The mistake is viewing BYD solely as a battery and vehicle assembler. DiPilot 600 is evidence of a deeper technological capability—a systems integration and software prowess that suggests the company is building a wider, harder-to-replicate moat.

Frequently Asked Questions

Is BYD DiPilot 600 safe for highway driving in heavy rain?

It's designed to handle it, but with significant caveats. The millimeter-wave radar works fine in rain, but the camera vision—critical for lane keeping—can be severely degraded. The system will likely disengage or operate with reduced functionality, flashing warnings for you to take full control. My rule of thumb: if you are struggling to see the lane lines clearly, DiPilot is struggling more. Treat it as a fair-weather co-pilot and always be prepared to drive manually in adverse conditions.
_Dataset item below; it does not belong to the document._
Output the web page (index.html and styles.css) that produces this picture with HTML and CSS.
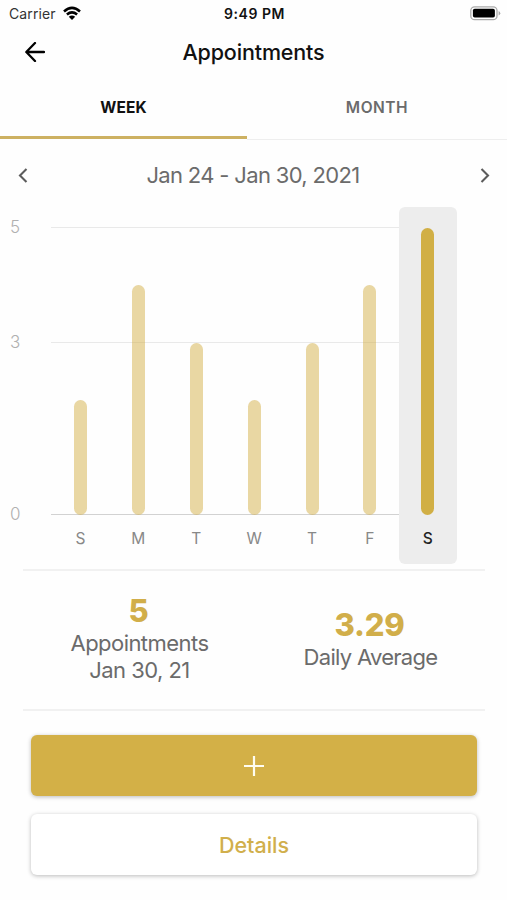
FILE: index.html
```html
<!DOCTYPE html>
<html lang="en">
<head>
<meta charset="utf-8">
<title>Appointments</title>
<link rel="stylesheet" href="styles.css">
</head>
<body>
<div class="status">
  <div class="carrier"><span class="carrier-name">Carrier</span>
    <svg class="wifi" width="20" height="15" viewBox="0 0 20 15"><path d="M2 5.4Q10-1.5 18 5.4M4.9 8.5Q10 4.3 15.1 8.5" fill="none" stroke="#000" stroke-width="2.6"/><path d="M6.8 10.8Q10 8.3 13.2 10.8L10 14Z"/></svg>
  </div>
  <span class="time">9:49 PM</span>
  <svg class="battery" width="31" height="15" viewBox="0 0 31 15"><rect x=".8" y=".8" width="26.2" height="12.9" rx="3.8" fill="#fff" stroke="#aaa" stroke-width="1.3"/><rect x="2.9" y="2.8" width="22" height="8.8" rx="1.8"/><path d="M28.6 5v4.4q1.7-.7 1.7-2.2T28.6 5Z" fill="#aaa"/></svg>
</div>
<header class="nav">
  <svg class="back" width="20" height="20" viewBox="0 0 20 20"><path d="M10 1 1.3 10l8.7 9M1.8 10H19" fill="none" stroke="#000" stroke-width="2.3" stroke-linecap="round" stroke-linejoin="round"/></svg>
  <h1 class="title">Appointments</h1>
</header>
<nav class="tabs">
  <div class="tab active"><span>WEEK</span></div>
  <div class="tab"><span>MONTH</span></div>
</nav>
<div class="range">
  <svg width="10" height="15" viewBox="0 0 10 15"><path d="M8.5 1 2 7.5 8.5 14" fill="none" stroke="#5c5c5c" stroke-width="2.1"/></svg>
  <span class="dates">Jan 24 - Jan 30, 2021</span>
  <svg width="10" height="15" viewBox="0 0 10 15"><path d="M1.5 1 8 7.5 1.5 14" fill="none" stroke="#5c5c5c" stroke-width="2.1"/></svg>
</div>
<section class="chart">
  <div class="axis"><span>5</span><span>3</span><span>0</span></div>
  <div class="lines"><i></i><i></i><i></i></div>
  <div class="days">
    <div class="day"><div class="bar" style="height:40%"></div><span>S</span></div>
    <div class="day"><div class="bar" style="height:80%"></div><span>M</span></div>
    <div class="day"><div class="bar" style="height:60%"></div><span>T</span></div>
    <div class="day"><div class="bar" style="height:40%"></div><span>W</span></div>
    <div class="day"><div class="bar" style="height:60%"></div><span>T</span></div>
    <div class="day"><div class="bar" style="height:80%"></div><span>F</span></div>
    <div class="day selected"><div class="bar" style="height:100%"></div><span>S</span></div>
  </div>
</section>
<section class="stats">
  <div class="stat"><strong>5</strong><span>Appointments</span><span>Jan 30, 21</span></div>
  <div class="stat"><strong>3.29</strong><span class="average">Daily Average</span></div>
</section>
<div class="actions">
  <button class="btn primary" aria-label="Add"><svg width="22" height="22" viewBox="0 0 22 22"><path d="M11 1v20M1 11h20" stroke="#fffdf0" stroke-width="2.2"/></svg></button>
  <button class="btn">Details</button>
</div>
</body>
</html>
```
FILE: styles.css
```css
* { box-sizing: border-box; }
body {
  margin: 0;
  width: 507px;
  height: 900px;
  overflow: hidden;
  background: #fefefe;
  color: #111;
  font-family: Inter, "Liberation Sans", sans-serif;
}
svg { display: block; }
.status {
  display: grid;
  grid-template-columns: 1fr auto 1fr;
  align-items: center;
  height: 27px;
  padding: 0 6px 0 9px;
}
.carrier { display: flex; align-items: center; gap: 6px; }
.carrier-name { font-size: 14px; letter-spacing: .1px; color: #333; }
.time { font-size: 14px; font-weight: 600; letter-spacing: .55px; margin-right: 1px; }
.battery { justify-self: end; }
.nav {
  display: grid;
  grid-template-columns: 20px 1fr 20px;
  align-items: center;
  height: 50px;
  padding: 0 25px;
}
.title { margin: 0; font-size: 21.5px; font-weight: 500; letter-spacing: -.15px; text-align: center; }
.tabs { display: grid; grid-template-columns: 247px 1fr; height: 63px; }
.tab {
  display: flex;
  align-items: center;
  justify-content: center;
  border-bottom: 1px solid #eee;
  padding-bottom: 1px;
  color: #6b6b6b;
  font-size: 15.5px;
  font-weight: 600;
  letter-spacing: .5px;
}
.tab.active { height: 62px; border-bottom: 3px solid #cdb162; padding: 1px 0 0; color: #111; font-weight: 700; letter-spacing: .1px; }
.range {
  display: flex;
  align-items: center;
  justify-content: space-between;
  height: 67px;
  padding: 4px 17px 0 18px;
}
.dates { font-size: 22px; letter-spacing: -.66px; color: #6b6b6b; margin: -1px 2px 0 0; }
.chart {
  display: grid;
  grid-template-columns: 51px 406px;
  grid-template-rows: 357px;
  height: 362px;
}
.axis {
  display: grid;
  grid-template-rows: 115px 172px 40px;
  padding: 8px 0 0 10px;
  color: #b0b0b0;
  font-size: 17px;
  font-weight: 300;
  line-height: 24px;
}
.lines {
  grid-area: 1 / 2;
  display: grid;
  grid-template-rows: 115px 172px 1px;
  width: 400px;
  padding-top: 20px;
}
.lines i { height: 1px; background: #e9e9e9; }
.lines i:last-child { background: #d2d2d2; }
.days { grid-area: 1 / 2; display: grid; grid-template-columns: repeat(7, 57.9px); margin-left: .5px; }
.day {
  display: grid;
  grid-template-rows: 287px 46px;
  justify-items: center;
  align-items: end;
  padding-top: 21px;
  color: #888;
  font-size: 15.5px;
}
.day span { align-self: center; }
.bar { width: 13px; border-radius: 7px; background: rgba(212, 176, 71, .5); }
.day.selected { border-radius: 6px; background: #ededed; color: #222; font-weight: 500; }
.selected .bar { background: #d1af45; }
.stats {
  display: grid;
  grid-template-columns: 1fr 1fr;
  align-items: center;
  height: 142px;
  margin: 0 22px 0 23px;
  padding-bottom: 4px;
  border-top: 2px solid #f1f1f1;
  border-bottom: 2px solid #f1f1f1;
}
.stat { display: flex; flex-direction: column; align-items: center; color: #6b6b6b; font-size: 22px; letter-spacing: -.55px; line-height: 27px; padding-left: 2px; }
.stat strong { margin-right: 2px; color: #d1ae4a; font-size: 31px; font-weight: 800; letter-spacing: -.2px; line-height: 38px; }
.stat .average { letter-spacing: -.7px; }
.actions { display: flex; flex-direction: column; gap: 18px; padding: 24px 30px 0 31px; }
.btn {
  display: flex;
  align-items: center;
  justify-content: center;
  height: 61px;
  border: 0;
  border-radius: 6px;
  background: #fff;
  box-shadow: 0 1px 4px rgba(0, 0, 0, .27);
  color: #d1af4c;
  font: 500 21.5px Inter, sans-serif;
}
.btn.primary { background: #d3b047; }
```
Does DiPilot 600 work equally well on poorly marked rural roads?

This is where its limitations become apparent. The system is explicitly designed for well-marked highways (the "600" domain). On rural roads with faded, missing, or confusing markings, performance is unreliable at best. It may disengage frequently or provide erratic steering inputs. Don't count on it for a cross-country backroad journey. This is a common point of frustration for buyers who expect full autonomy; understanding its operational design domain is key to setting realistic expectations.

As an investor, should I care more about BYD's batteries or its ADAS like DiPilot 600?

You should care about both, but for different reasons. The battery (Blade) is the table-stake today—it's what gets customers in the door with superior safety and cost. It's the current engine of growth. DiPilot and its future iterations represent the long-term software and data moat. It's what keeps customers loyal, opens new revenue streams, and defends against competitors who might eventually catch up on battery chemistry. Right now, batteries drive the P/E. In five years, the sophistication and adoption of its software stack could be what drives the premium. Ignoring this side of BYD is like analyzing Apple in 2010 and only looking at its hardware specs, ignoring the iOS ecosystem being built.